Poor pulchritudinous Elizabeth Ray, 36, the only aspiring actress who was ever non-type-cast. Ray went into show biz after flopping as a non-typist for powerful Ohio Congressman Wayne Hays. Both Ray and Hays lost their jobs following revelations of their great and good friendship. Ray has tried since to make it in the theater. Last week she opened at Manhattan's Riverboat in a nightclub act that was, just possibly, worse than her typing.
But the choice of songs was insinuating--Big Spender, A Good Man Is Hard to Find, Send in the Clowns--and her form as good as ever.

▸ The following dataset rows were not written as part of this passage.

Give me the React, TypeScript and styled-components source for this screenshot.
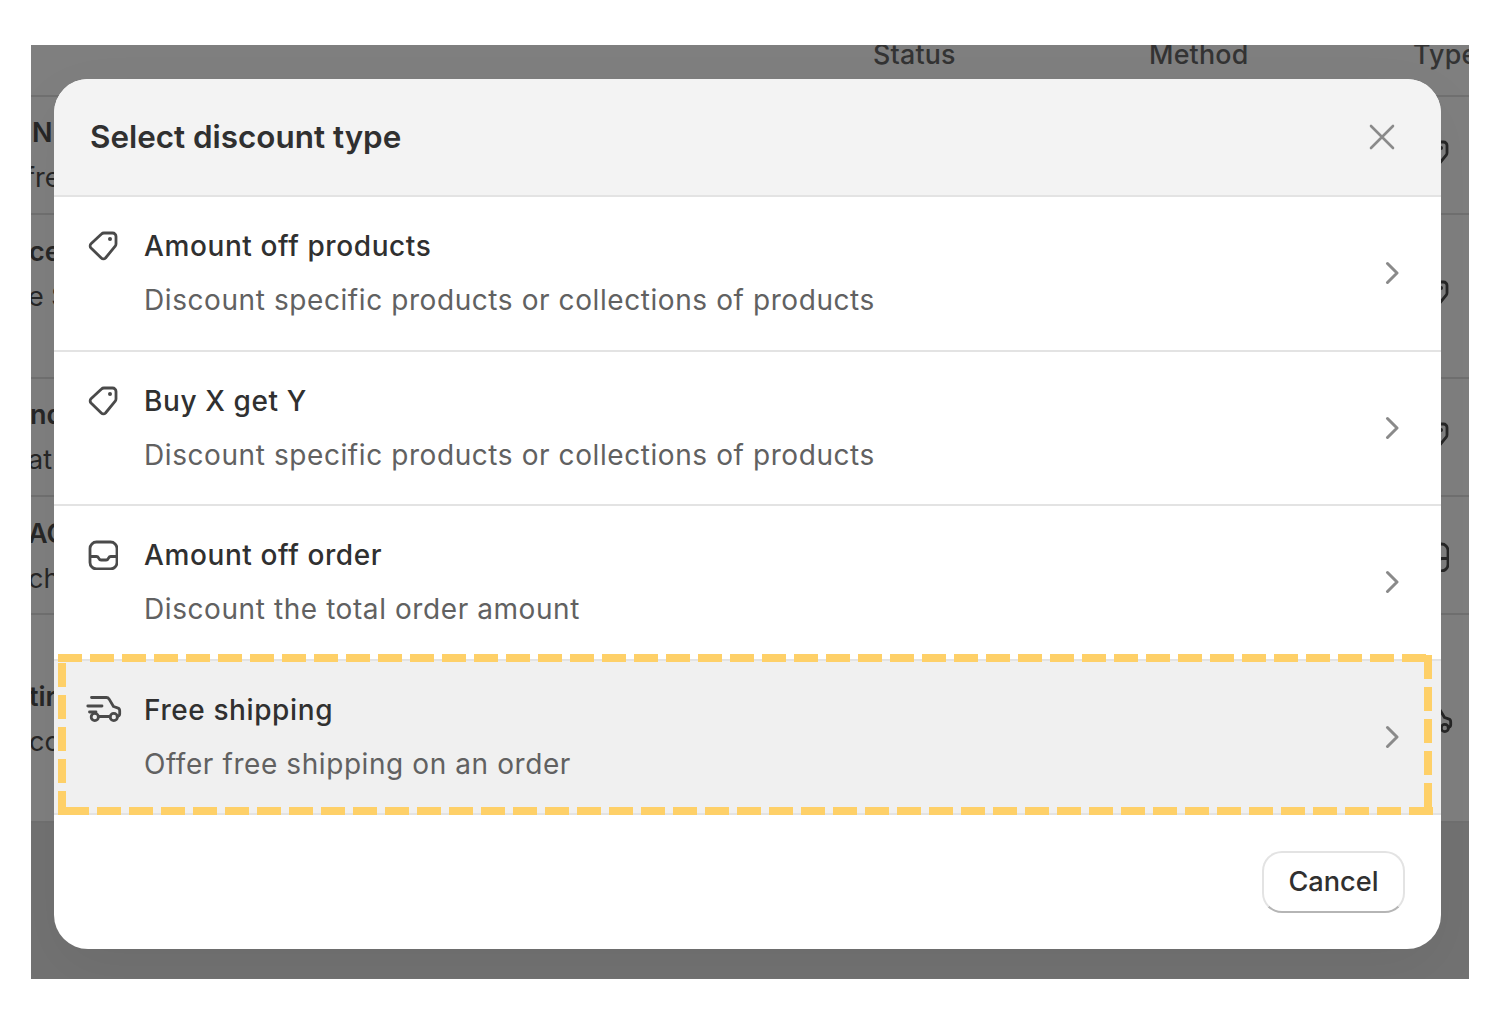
import React from 'react';
import styled, { createGlobalStyle } from 'styled-components';

const Global = createGlobalStyle`
  html, body { margin: 0; padding: 0; background: #fff; }
  body { font-family: Inter, "Liberation Sans", sans-serif; color: #303030; }
`;

const Page = styled.div`
  width: 1500px;
  height: 1024px;
  padding: 45px 31px 0;
  box-sizing: border-box;
  overflow: hidden;
`;

const Backdrop = styled.div`
  position: relative;
  height: 934px;
  overflow: hidden;
  background: #727272;
`;

const Table = styled.div`
  display: flex;
  flex-direction: column;
  background: #7f7f7f;
  color: #262626;
  height: 778px;
  font-size: 27px;
`;

const HeadRow = styled.div`
  height: 52px;
  flex: none;
  box-sizing: border-box;
  border-bottom: 2px solid #707070;
  position: relative;
  overflow: hidden;
  font-weight: 500;
  font-size: 26.8px;
  color: #333;
  display: grid;
  grid-template-columns: 842px 276px 264px;
  line-height: 18px;
`;

const HeadCell = styled.div`
  grid-column: ${(p: { $col: number }) => p.$col};
  white-space: nowrap;
  letter-spacing: 0.2px;
`;

const BodyRow = styled.div<{ $h: number; $pad: number }>`
  flex: none;
  height: ${(p) => p.$h}px;
  padding-top: ${(p) => p.$pad}px;
  box-sizing: border-box;
  border-bottom: 2px solid #707070;
  display: flex;
  justify-content: space-between;
  align-items: flex-start;
`;

const Names = styled.div`
  display: flex;
  flex-direction: column;
`;

const Name = styled.div<{ $shift: number }>`
  height: 45px;
  line-height: 45px;
  margin-left: ${(p) => p.$shift}px;
  font-weight: 600;
  white-space: nowrap;
`;

const Sub = styled.div<{ $shift: number }>`
  height: 45px;
  line-height: 45px;
  margin-left: ${(p) => p.$shift}px;
  white-space: nowrap;
`;

const RowIcon = styled.div<{ $top: number }>`
  margin: ${(p) => p.$top}px 20px 0 0;
  width: 30px;
  height: 30px;
  color: #262626;
`;

const Modal = styled.div`
  position: absolute;
  left: 23px;
  top: 34px;
  width: 1387px;
  height: 870px;
  border-radius: 34px;
  background: #fff;
  overflow: hidden;
  display: flex;
  flex-direction: column;
  box-shadow: 0 20px 60px rgba(0, 0, 0, 0.05);
`;

const Header = styled.div`
  height: 118px;
  flex: none;
  box-sizing: border-box;
  background: #f3f3f3;
  border-bottom: 2px solid #e3e3e3;
  padding: 0 46px 0 36px;
  display: flex;
  align-items: center;
  justify-content: space-between;
`;

const Title = styled.h2`
  margin: 2px 0 0;
  font-size: 31.4px;
  font-weight: 600;
  color: #303030;
  line-height: 1;
`;

const CloseButton = styled.button`
  width: 26px;
  height: 26px;
  padding: 0;
  border: 0;
  background: none;
  color: #8a8a8a;
  display: block;
`;

const Options = styled.div`
  flex: none;
  display: flex;
  flex-direction: column;
`;

const Option = styled.div<{ $active?: boolean }>`
  position: relative;
  height: 154.5px;
  flex: none;
  box-sizing: border-box;
  border-bottom: 2px solid #e3e3e3;
  background: ${(p) => (p.$active ? '#f0f0f0' : '#fff')};
  padding: 33px 42px 0 34px;
  display: flex;
  align-items: flex-start;
  gap: 26px;
`;

const IconSlot = styled.div`
  width: 30px;
  height: 30px;
  flex: none;
  margin-top: 1px;
  color: #4a4a4a;
`;

const Truck = styled.svg`
  display: block;
  margin-left: -2px;
  width: 36px;
  height: 28px;
`;

const OptionText = styled.div`
  flex: 1;
  display: flex;
  flex-direction: column;
  gap: 21px;
`;

const OptionTitle = styled.div`
  font-size: 28px;
  font-weight: 500;
  line-height: 33px;
  color: #303030;
  letter-spacing: 0.6px;
`;

const OptionDesc = styled.div`
  font-size: 28px;
  line-height: 33px;
  color: #616161;
  letter-spacing: 0.58px;
`;

const Chevron = styled.svg`
  width: 14px;
  height: 24px;
  flex: none;
  align-self: center;
  margin-top: -33.5px;
  color: #8a8a8a;
`;

const Dashes = styled.svg`
  position: absolute;
  left: 0;
  top: -6.5px;
  width: 1387px;
  height: 162px;
  pointer-events: none;
`;

const Footer = styled.div`
  flex: 1;
  display: flex;
  justify-content: flex-end;
  align-items: flex-start;
  padding: 36px 36px 0 0;
`;

const CancelButton = styled.button`
  width: 143px;
  height: 62px;
  box-sizing: border-box;
  background: #fff;
  border: 2px solid #e3e3e3;
  border-bottom-color: #b5b5b5;
  border-radius: 20px;
  font-family: inherit;
  font-size: 27.2px;
  font-weight: 500;
  color: #303030;
  padding: 0 0 2px;
`;

const TagIcon = () => (
  <svg width="30" height="30" viewBox="0 0 30 30" fill="none" stroke="currentColor" strokeWidth="2.8" style={{ display: 'block' }}>
    <path d="M16 2H24.500a3.500 3.500 0 0 1 3.500 3.500V13a3.500 3.500 0 0 1-1 2.400L17.500 27a3 3 0 0 1-4.200 0L3 17a3 3 0 0 1 0-4.200L13.500 3a3.500 3.500 0 0 1 2.500-1Z" strokeLinejoin="round" />
    <circle cx="22" cy="8" r="2" fill="currentColor" stroke="none" />
  </svg>
);

const InboxIcon = () => (
  <svg width="30" height="30" viewBox="0 0 30 30" fill="none" stroke="currentColor" strokeWidth="2.8" style={{ display: 'block' }}>
    <rect x="2" y="2" width="27" height="27" rx="6.5" />
    <path d="M2 16.500H8.500c1 0 1.600.5 2 1.400.6 1.400 1.400 2.100 2.600 2.100h5c1.200 0 2-.7 2.600-2.100.4-.9 1-1.400 2-1.400H29" strokeLinejoin="round" />
  </svg>
);

const TruckIcon = () => (
  <Truck viewBox="0 0 36 28" fill="none" stroke="currentColor" strokeWidth="2.8" strokeLinecap="round" strokeLinejoin="round">
    <path d="M5.500 2.500H20.500a3 3 0 0 1 2.500 1.400L27.500 11.500 31.500 12.800a3 3 0 0 1 2.200 2.900V19a2.500 2.500 0 0 1-2.500 2.500" />
    <path d="M1.800 11H16" />
    <path d="M3.500 17H10" />
    <path d="M13 21.500H24" />
    <circle cx="8.800" cy="22" r="3.600" />
    <circle cx="27.800" cy="22" r="3.600" />
  </Truck>
);

const rows = [
  { h: 118, pad: 13, name: 'N', ns: 1, sub: 'fre', ss: -6, top: 43, Icon: TagIcon },
  { h: 164, pad: 14, name: 'ce', ns: -2, sub: 'e S', ss: -3, top: 65, Icon: TagIcon },
  { h: 118, pad: 13, name: 'nd', ns: -1, sub: 'at', ss: -3, top: 43, Icon: TagIcon },
  { h: 118, pad: 14, name: 'AC', ns: -3, sub: 'ch', ss: -3, top: 45, Icon: InboxIcon },
  { h: 208, pad: 59, name: 'tir', ns: -2, sub: 'co', ss: -2, top: 91, Icon: TruckIcon },
];

const options = [
  { title: 'Amount off products', desc: 'Discount specific products or collections of products', Icon: TagIcon },
  { title: 'Buy X get Y', desc: 'Discount specific products or collections of products', Icon: TagIcon },
  { title: 'Amount off order', desc: 'Discount the total order amount', Icon: InboxIcon },
  { title: 'Free shipping', desc: 'Offer free shipping on an order', Icon: TruckIcon, active: true },
];

export default function App() {
  return (
    <Page>
      <Global />
      <Backdrop>
        <Table>
          <HeadRow>
            <HeadCell $col={2}>Status</HeadCell>
            <HeadCell $col={3}>Method</HeadCell>
            <HeadCell $col={4}>Type</HeadCell>
          </HeadRow>
          {rows.map((r, i) => (
            <BodyRow key={i} $h={r.h} $pad={r.pad}>
              <Names>
                <Name $shift={r.ns}>{r.name}</Name>
                <Sub $shift={r.ss}>{r.sub}</Sub>
              </Names>
              <RowIcon $top={r.top - r.pad}>
                <r.Icon />
              </RowIcon>
            </BodyRow>
          ))}
        </Table>
        <Modal>
          <Header>
            <Title>Select discount type</Title>
            <CloseButton aria-label="Close">
              <svg width="26" height="26" viewBox="0 0 26 26" fill="none" stroke="currentColor" strokeWidth="2.6" strokeLinecap="round">
                <path d="M2 2 24 24M24 2 2 24" />
              </svg>
            </CloseButton>
          </Header>
          <Options>
            {options.map((o) => (
              <Option key={o.title} $active={o.active}>
                <IconSlot>
                  <o.Icon />
                </IconSlot>
                <OptionText>
                  <OptionTitle>{o.title}</OptionTitle>
                  <OptionDesc>{o.desc}</OptionDesc>
                </OptionText>
                <Chevron viewBox="0 0 14 24" fill="none" stroke="currentColor" strokeWidth="3" strokeLinecap="round" strokeLinejoin="round">
                  <path d="M2.500 2.500 12 12 2.500 21.500" />
                </Chevron>
                {o.active && (
                  <Dashes viewBox="0 0 1387 162" fill="none" stroke="#fed068" strokeWidth="8" strokeDasharray="24 8">
                    <path d="M4 4H1372" />
                    <path d="M1374 1V161" />
                    <path d="M11 157H1379" />
                    <path d="M8 9V161" />
                  </Dashes>
                )}
              </Option>
            ))}
          </Options>
          <Footer>
            <CancelButton>Cancel</CancelButton>
          </Footer>
        </Modal>
      </Backdrop>
    </Page>
  );
}
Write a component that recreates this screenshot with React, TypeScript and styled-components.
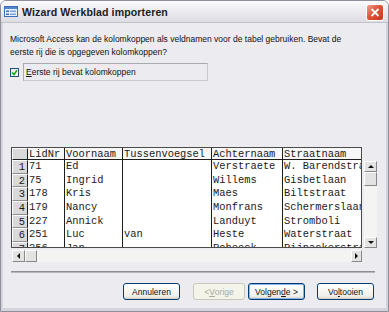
import React from "react";
import styled, { createGlobalStyle } from "styled-components";

const GlobalStyle = createGlobalStyle`
  html, body {
    margin: 0;
    padding: 0;
    overflow: hidden;
  }
  body {
    width: 389px;
    height: 312px;
    font-family: "Liberation Sans", Arial, sans-serif;
  }
`;

const Window = styled.div`
  width: 389px;
  height: 312px;
  box-sizing: border-box;
  border: 1px solid #8f8f9c;
  border-radius: 6px 6px 0 0;
  background: #ecebef;
  display: flex;
  flex-direction: column;
  overflow: hidden;
`;

const TitleBar = styled.div`
  height: 21px;
  flex: none;
  display: flex;
  align-items: center;
  padding: 0 4px 0 3px;
  background: linear-gradient(#fbfbfd 0%, #ececf1 45%, #dcdce3 100%);
  border-bottom: 1px solid #c3c3cc;
`;

const Title = styled.span`
  margin-left: 4px;
  font-size: 10.6px;
  font-weight: bold;
  color: #1c1c24;
  letter-spacing: 0.1px;
`;

const CloseButton = styled.div`
  margin-left: auto;
  width: 18px;
  height: 17px;
  box-sizing: border-box;
  border: 1px solid #fff;
  border-radius: 3px;
  background: linear-gradient(135deg, #f0a08a 0%, #e0553a 45%, #c8361e 100%);
  display: flex;
  align-items: center;
  justify-content: center;
  margin-top: 2px;
`;

const Body = styled.div`
  flex: 1;
  display: flex;
  flex-direction: column;
  padding: 10px 11px 0 9px;
  border-left: 2px solid #d3d3dc;
  border-right: 2px solid #d3d3dc;
  border-bottom: 3px solid #d3d3dc;
  margin: 0;
`;

const Intro = styled.p`
  margin: 0 0 0 -2px;
  font-size: 8.5px;
  line-height: 13px;
  color: #111;
`;

const CheckRow = styled.div`
  display: flex;
  align-items: center;
  margin-top: 4px;
  margin-left: -2px;
`;

const CheckBox = styled.div`
  width: 9px;
  height: 9px;
  box-sizing: border-box;
  border: 1px solid #1c5180;
  background: linear-gradient(135deg, #e6e6e0, #fff);
  display: flex;
  align-items: center;
  justify-content: center;
`;

const CheckLabel = styled.div`
  margin-left: 4px;
  width: 185px;
  height: 18px;
  box-sizing: border-box;
  border: 1px solid #a9a9b0;
  border-right-color: #c9c9cf;
  border-bottom-color: #c9c9cf;
  padding: 3px 0 0 2px;
  font-size: 8.5px;
  color: #111;
`;

const DataArea = styled.div`
  margin-top: 66px;
  margin-left: -1px;
  display: grid;
  grid-template-columns: 351px 15px;
  grid-template-rows: 101px 15px;
`;

const Grid = styled.div`
  display: grid;
  grid-template-columns: 16px 37px 58px 89px 71px 80px;
  grid-template-rows: 12px;
  grid-auto-rows: 13.67px;
  border: 1px solid #4a4a4a;
  background: #fff;
  overflow: hidden;
  font-family: "Liberation Mono", "Courier New", monospace;
  font-size: 10.4px;
  color: #1a1a1a;
`;

const Cell = styled.div<{ $head?: boolean }>`
  white-space: nowrap;
  overflow: hidden;
  padding-left: 1px;
  line-height: ${(p) => (p.$head ? "12px" : "13.67px")};
  border-right: 1px solid #1e1e1e;
  border-bottom: ${(p) => (p.$head ? "1px solid #1e1e1e" : "none")};
  background: ${(p) => (p.$head ? "#f7f7f7" : "#fff")};
`;

const RowHead = styled.div<{ $corner?: boolean }>`
  box-sizing: border-box;
  background: #d9d9d9;
  border-top: 1px solid #fdfdfd;
  border-left: 1px solid #fdfdfd;
  border-right: 1px solid #1e1e1e;
  border-bottom: ${(p) => (p.$corner ? "1px solid #1e1e1e" : "1px solid #8e8e8e")};
  text-align: right;
  padding-right: 2px;
  line-height: 12px;
`;

const VScroll = styled.div`
  margin: 14px 0 0 2px;
  width: 13px;
  display: flex;
  flex-direction: column;
  background: #f4f4f2;
`;

const HScroll = styled.div`
  margin: 2px 0 0 1px;
  height: 12px;
  width: 350px;
  display: flex;
  background: #f4f4f2;
`;

const Track = styled.div`
  flex: 1;
`;

const ScrollBtn = styled.div<{ $w: number; $h: number }>`
  width: ${(p) => p.$w}px;
  height: ${(p) => p.$h}px;
  box-sizing: border-box;
  background: #e3e3e3;
  border-top: 1px solid #fff;
  border-left: 1px solid #fff;
  border-right: 1px solid #888;
  border-bottom: 1px solid #888;
  display: flex;
  align-items: center;
  justify-content: center;
  flex: none;
`;

const Arrow = styled.span<{ $dir: "up" | "down" | "left" | "right" }>`
  width: 0;
  height: 0;
  border: 3px solid transparent;
  ${(p) =>
    p.$dir === "up"
      ? "border-bottom-color: #111; border-top-width: 0;"
      : p.$dir === "down"
      ? "border-top-color: #111; border-bottom-width: 0;"
      : p.$dir === "left"
      ? "border-right-color: #111; border-left-width: 0;"
      : "border-left-color: #111; border-right-width: 0;"}
`;

const Separator = styled.div`
  margin-top: 8px;
  margin-left: -1px;
  border-top: 1px solid #8e8e96;
  border-bottom: 1px solid #b8b8c0;
`;

const ButtonRow = styled.div`
  display: flex;
  justify-content: flex-end;
  margin-top: 10px;
  padding-right: 1px;
`;

const Button = styled.div<{ $disabled?: boolean; $default?: boolean; $gap: number }>`
  margin-left: ${(p) => p.$gap}px;
  width: ${(p) => (p.$disabled ? 52 : 57)}px;
  height: 17px;
  box-sizing: border-box;
  border: 1px solid ${(p) => (p.$disabled ? "#c9c7ba" : "#003c74")};
  border-radius: 3px;
  background: ${(p) =>
    p.$disabled ? "#f5f4ea" : "linear-gradient(#ffffff, #f0f0ea 80%, #d6d0c5)"};
  box-shadow: ${(p) => (p.$default ? "inset 0 0 0 1px #8cb3e8" : "none")};
  display: flex;
  align-items: center;
  justify-content: center;
  font-size: 8.5px;
  color: ${(p) => (p.$disabled ? "#a9a89c" : "#111")};
`;

const U = styled.span`
  text-decoration: underline;
`;

const cols = ["LidNr", "Voornaam", "Tussenvoegsel", "Achternaam", "Straatnaam"];

const rows = [
  ["71", "Ed", "", "Verstraete", "W. Barendstraat"],
  ["75", "Ingrid", "", "Willems", "Gisbetlaan"],
  ["178", "Kris", "", "Maes", "Biltstraat"],
  ["179", "Nancy", "", "Monfrans", "Schermerslaan"],
  ["227", "Annick", "", "Landuyt", "Stromboli"],
  ["251", "Luc", "van", "Heste", "Waterstraat"],
  ["256", "Jan", "", "Robeeck", "Pijnackerstraat"],
];

function App() {
  return (
    <Window>
      <GlobalStyle />
      <TitleBar>
        <svg width="14" height="11" viewBox="0 0 14 11">
          <rect x="0.5" y="0.5" width="13" height="10" fill="#e8f0fb" stroke="#3a6fb8" />
          <rect x="1" y="1" width="12" height="2" fill="#4f86d0" />
          <rect x="2" y="4.5" width="3" height="1.5" fill="#3a6fb8" />
          <rect x="6" y="4.5" width="6" height="1.5" fill="#7aa3dc" />
          <rect x="2" y="7.5" width="3" height="1.5" fill="#3a6fb8" />
          <rect x="6" y="7.5" width="6" height="1.5" fill="#7aa3dc" />
        </svg>
        <Title>Wizard Werkblad importeren</Title>
        <CloseButton>
          <svg width="10" height="9" viewBox="0 0 10 9">
            <path d="M1.5 1 L8.5 8 M8.5 1 L1.5 8" stroke="#fff" strokeWidth="1.8" />
          </svg>
        </CloseButton>
      </TitleBar>
      <Body>
        <Intro>
          Microsoft Access kan de kolomkoppen als veldnamen voor de tabel gebruiken. Bevat de
          <br />
          eerste rij die is opgegeven kolomkoppen?
        </Intro>
        <CheckRow>
          <CheckBox>
            <svg width="7" height="7" viewBox="0 0 7 7">
              <path d="M1 3.5 L3 5.5 L6 1.2" stroke="#21a121" strokeWidth="1.5" fill="none" />
            </svg>
          </CheckBox>
          <CheckLabel>
            <U>E</U>erste rij bevat kolomkoppen
          </CheckLabel>
        </CheckRow>
        <DataArea>
          <Grid>
            <RowHead $corner />
            {cols.map((c) => (
              <Cell $head key={c}>
                {c}
              </Cell>
            ))}
            {rows.map((r, i) => (
              <React.Fragment key={i}>
                <RowHead>{i + 1}</RowHead>
                {r.map((v, j) => (
                  <Cell key={j}>{v}</Cell>
                ))}
              </React.Fragment>
            ))}
          </Grid>
          <VScroll>
            <ScrollBtn $w={13} $h={11}>
              <Arrow $dir="up" />
            </ScrollBtn>
            <ScrollBtn $w={13} $h={14} />
            <Track />
            <ScrollBtn $w={13} $h={11}>
              <Arrow $dir="down" />
            </ScrollBtn>
          </VScroll>
          <HScroll>
            <ScrollBtn $w={13} $h={12}>
              <Arrow $dir="left" />
            </ScrollBtn>
            <ScrollBtn $w={12} $h={12} />
            <Track />
            <ScrollBtn $w={11} $h={12}>
              <Arrow $dir="right" />
            </ScrollBtn>
          </HScroll>
        </DataArea>
        <Separator />
        <ButtonRow>
          <Button $gap={0}>Annuleren</Button>
          <Button $gap={13} $disabled>
            &lt; <U>V</U>orige
          </Button>
          <Button $gap={3} $default>
            Volgen<U>d</U>e &gt;
          </Button>
          <Button $gap={12}>
            Vo<U>l</U>tooien
          </Button>
        </ButtonRow>
      </Body>
    </Window>
  );
}

export default App;
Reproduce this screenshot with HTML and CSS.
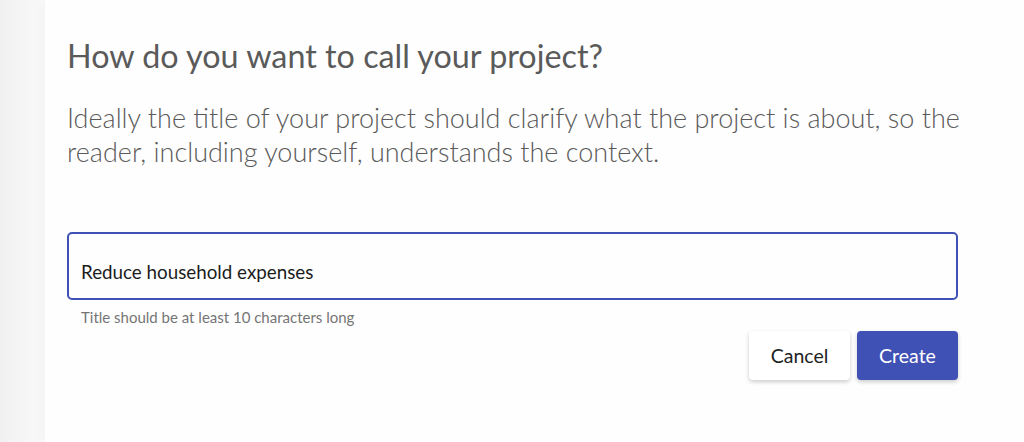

So determined is Iran's revolutionary government to wipe out Shah Mohammed Reza Pahlavi that $135,000 and a free trip to Mecca are now the bounty for anyone who will execute the Shah. Such vengeance naturally unnerves others who fear reprisals for dealing with the exiled royal family. Last week from London, Baron Enrico diPortanova, heir to a Texas oil fortune, filed a $100 million libel suit against ABC-TV for reporting that "despite denials, almost everyone in Acapulco believes the Shah will be moving" into a home diPortanova is building there next to the Shah's sister's villa. After that report, the baron and Wife Alesandra received warning from the new government. The diPortanovas, as a result, have holed up in Claridge's. Said the baron: "This is dangerous to my health."